In order to evaluate the recommender systems we have to go through the following steps:
1- Prepare the data to evaluate performance 2- Evaluate the performance of some models 3- Choose the best performing models 4- Optimize model parameters
To evaluate models, we need to build them with some data and test them on some other data i.e. train and test data which is also known as Data Splitting. We can also use bootstrapping k-fold approach.
We are going to split the data into train and test datasets with proportion of 80% and 20% respectively. For each user in the test set, we need to define how many items to use to generate recommendations. The remaining items will be used to test the model accuracy. It is better that this parameter is lower than the minimum number of items purchased by any user so that we don’t have users without items to test the models:
train_percent <- 0.80
min(rowCounts(movie_ratings))
## [1] 11
We will keep anything lower than 11 to come up with better results.
# Parameters
keep <- 8
rating_threshold <- 3
n_eval <- 1
# Let's split the data through evaluationScheme function from recommenderlab
eval_sets <- evaluationScheme(data= movie_ratings,
method="split",
train= train_percent,
given= keep,
goodRating = rating_threshold, k=n_eval)
eval_sets
## Evaluation scheme with 8 items given
## Method: 'split' with 1 run(s).
## Training set proportion: 0.800
## Good ratings: >=3.000000
## Data set: 378 x 436 rating matrix of class 'realRatingMatrix' with 36214 ratings.
Now in order to extract the sets we are going to use getData function from recommenderlab. Three sets will be extracted which are train, known and unknown. Known is the test set, with the item used to build the recommendations and unknwon is the test set, with the item used to test the recommendations. train is the training set.

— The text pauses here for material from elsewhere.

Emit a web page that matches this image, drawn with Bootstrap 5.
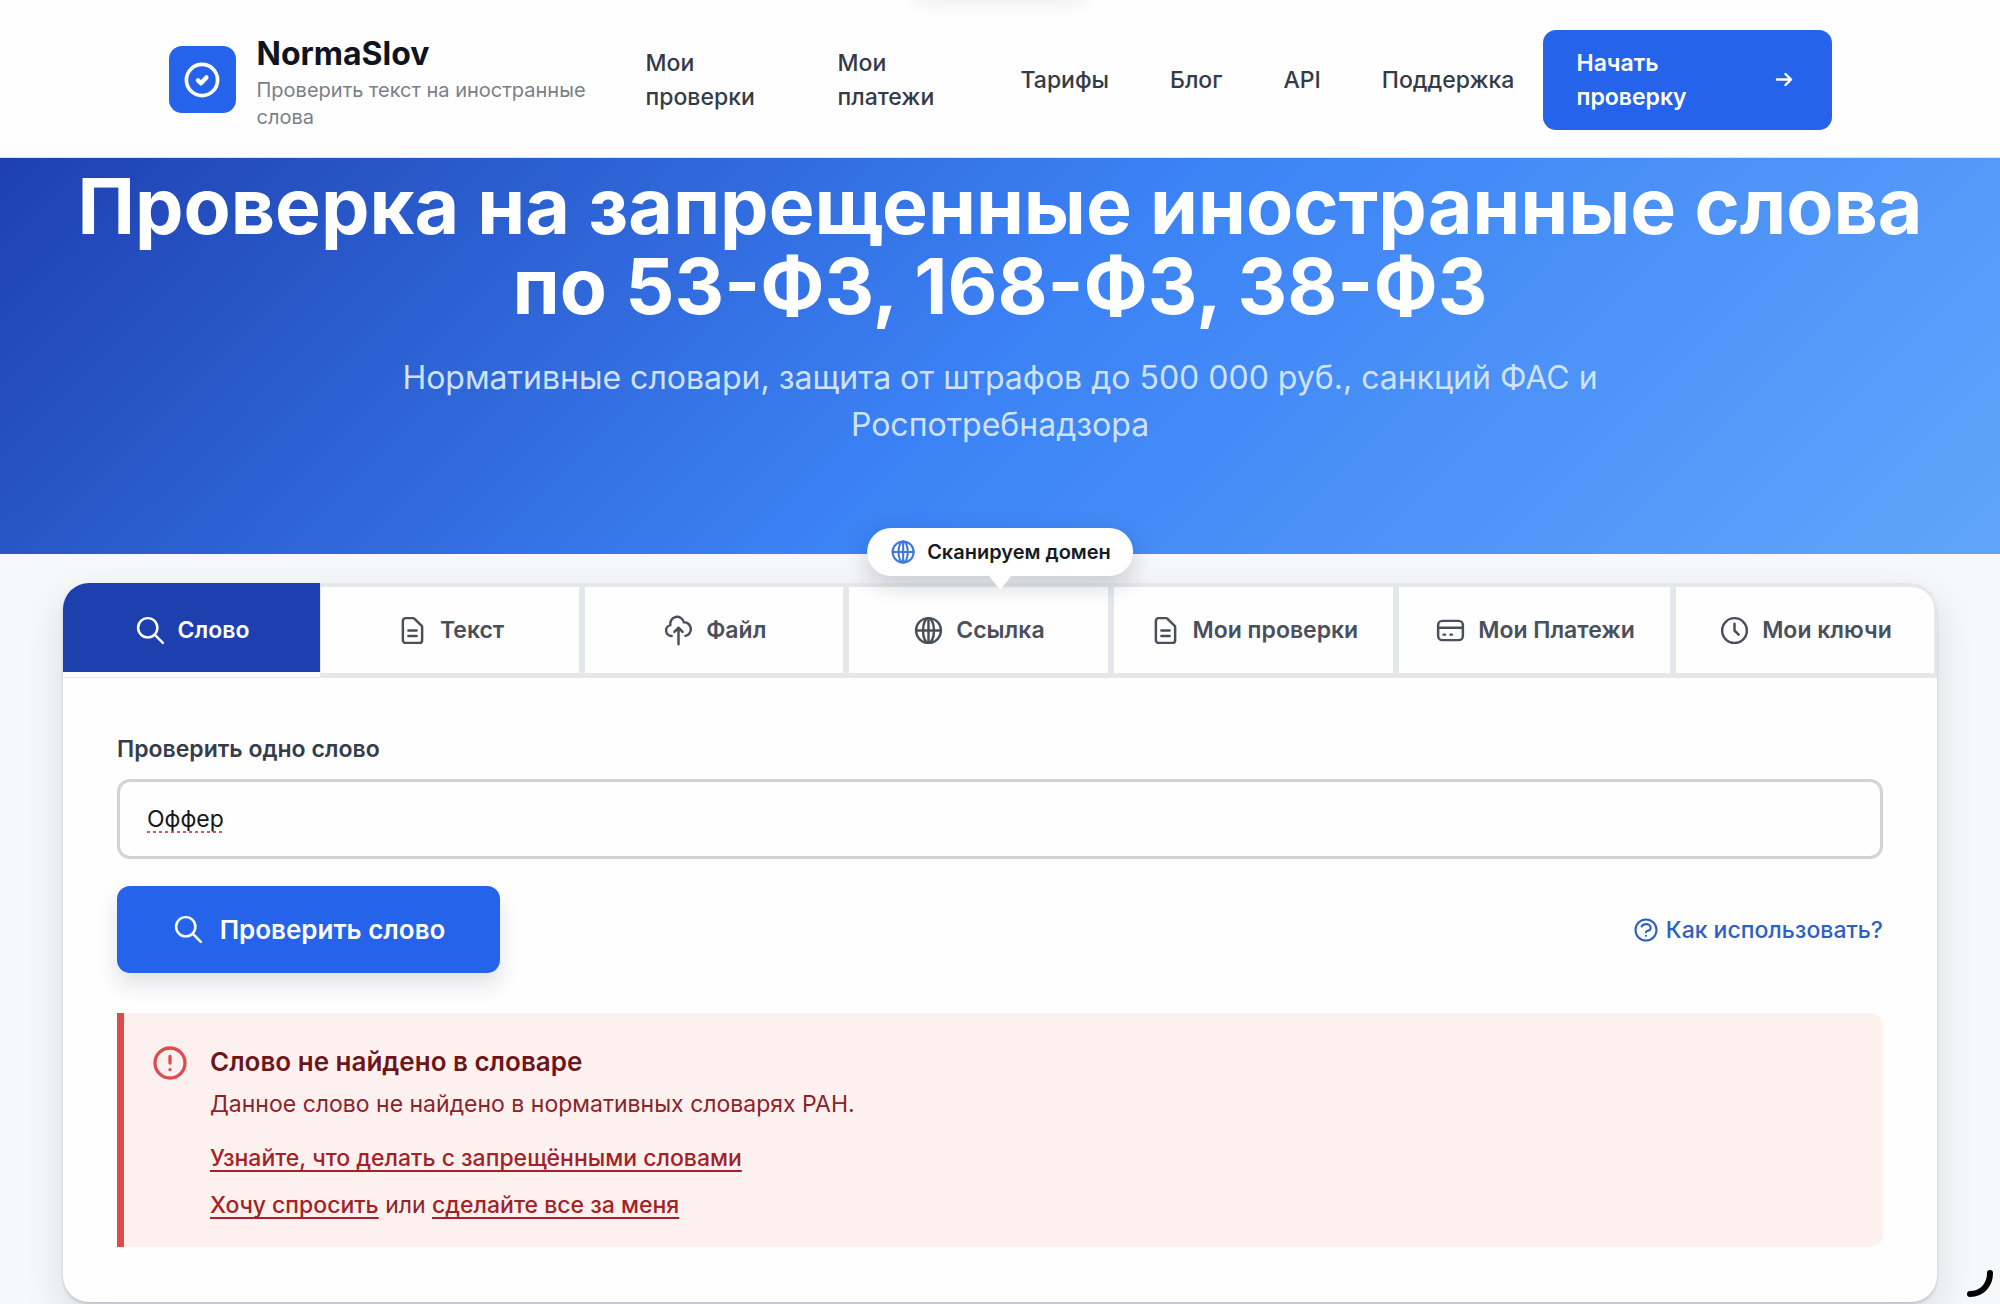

getData(eval_sets, "train")
## 302 x 436 rating matrix of class 'realRatingMatrix' with 28057 ratings.
getData(eval_sets, "known")
## 76 x 436 rating matrix of class 'realRatingMatrix' with 608 ratings.
getData(eval_sets, "unknown")
## 76 x 436 rating matrix of class 'realRatingMatrix' with 7549 ratings.
As we can see, movie_ratings has splitted into three datasets and class is realRatingMatrix.
In this approach rather than splitting the data into two parts and train, we sample the rows with replacement. Same user can be sampled more than once and, if the training set has the same size as it did earlier, there will be more users in the test set. This is called bootstrapping and we can use it from recommenderlab library.
# Bootstrapping approach
eval_sets2 <- evaluationScheme(data= movie_ratings,
method="bootstrap",
train= train_percent,
given= keep,
goodRating= rating_threshold,
k=n_eval)
table_train <- table(eval_sets2@runsTrain[[1]])
n_repetitions <- factor(as.vector(table_train))
qplot(n_repetitions) +
ggtitle("Repetitions in the Training Set")
All of the users have been sampled few than four times.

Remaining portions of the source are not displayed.